Out-Law Guide 2 min. read
04 Jul 2007, 9:57 am
This guide is based on UK law as at 1st February 2010, unless otherwise stated.
There's no doubt that directors’ legal duties are onerous and the penalties for breaching them can be stiff. (See: Remedies where there is a breach of directors' duties, an OUT-LAW guide.) But it is important to remember that there is no expectation of perfection or infallibility. The overriding legal requirement is to act honestly, competently and conscientiously.
Provided directors have a proper understanding of their role and take basic protective measures, the risks of committing a breach of duty can be kept to an acceptable level.
In this guide, we explain some of the legal duties owed by a director and examine the code of directors' duties in the Companies Act 2006.
Many of the duties imposed under the law arise because the director acts as a fiduciary for the shareholders of the company. A fiduciary is someone who exercises powers or holds money or assets on behalf of others. Thus, the trustee of a family trust is a fiduciary for the beneficiaries; a solicitor holding money for a client is a fiduciary for that client.
The law and the judges provide protection for those on whose behalf fiduciaries act, by placing duties on the fiduciary and imposing sanctions when the duties are breached.
Directors should always see themselves as custodians of the company: its assets are not theirs to deal with solely as they wish. Like the trustee, they are holding and managing assets on behalf of beneficiaries, in their case, the shareholders.
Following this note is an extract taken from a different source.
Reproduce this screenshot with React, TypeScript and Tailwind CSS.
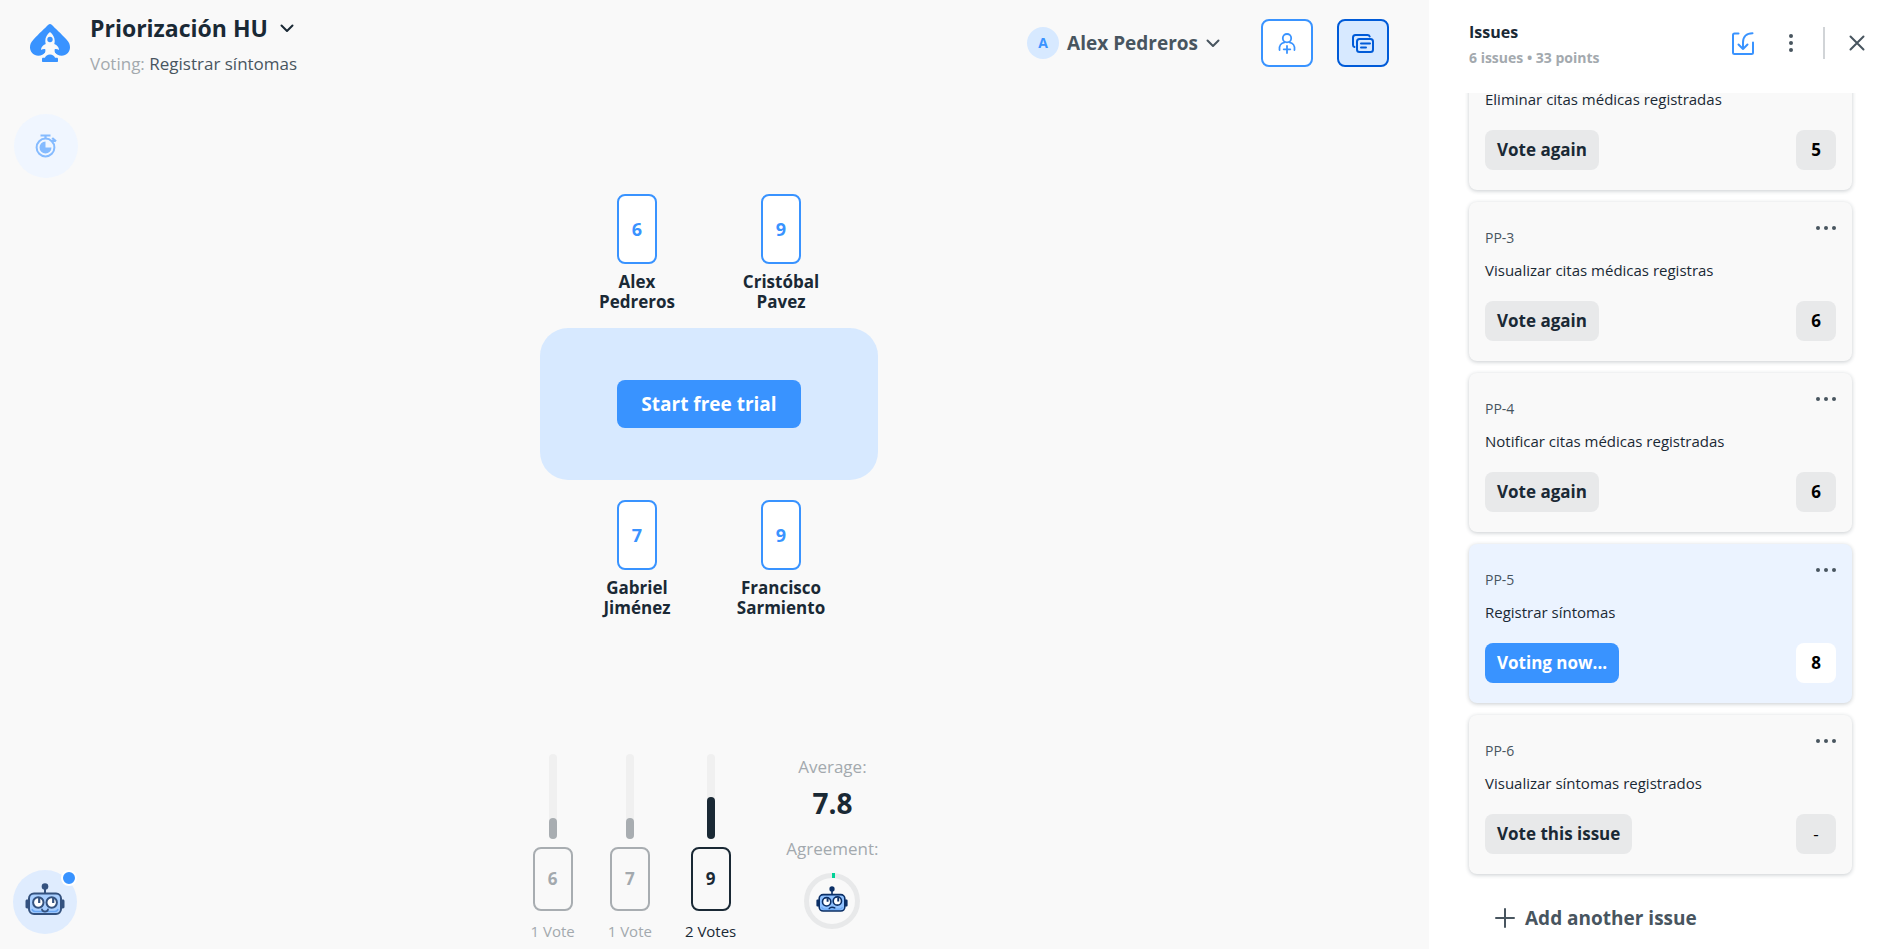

Directors do not have unlimited powers to run a company on behalf of the shareholders. They may only exercise the powers granted to them either by the general law or by the company’s constitution (the articles of association – see: The company constitution, an OUT-LAW guide.) For that reason, most companies will have an article on the lines of: “the directors are responsible for the management of the company’s business, for which purpose they may exercise all the powers of the company”.
Unless specific powers and authority have been delegated to a named director, it will usually be the case that powers can only be exercised by the board of directors acting together as a body.
Directors should be aware that when they delegate any of their duties to others, including the company secretary, the responsibility and liability for fulfilling those duties remains with them. Delegation and abdication are not the same thing. Directors need periodically to satisfy themselves that the secretary or other delegate is carrying out his or her tasks properly and that all legal requirements are being met. And warning signs to the contrary should be acted on.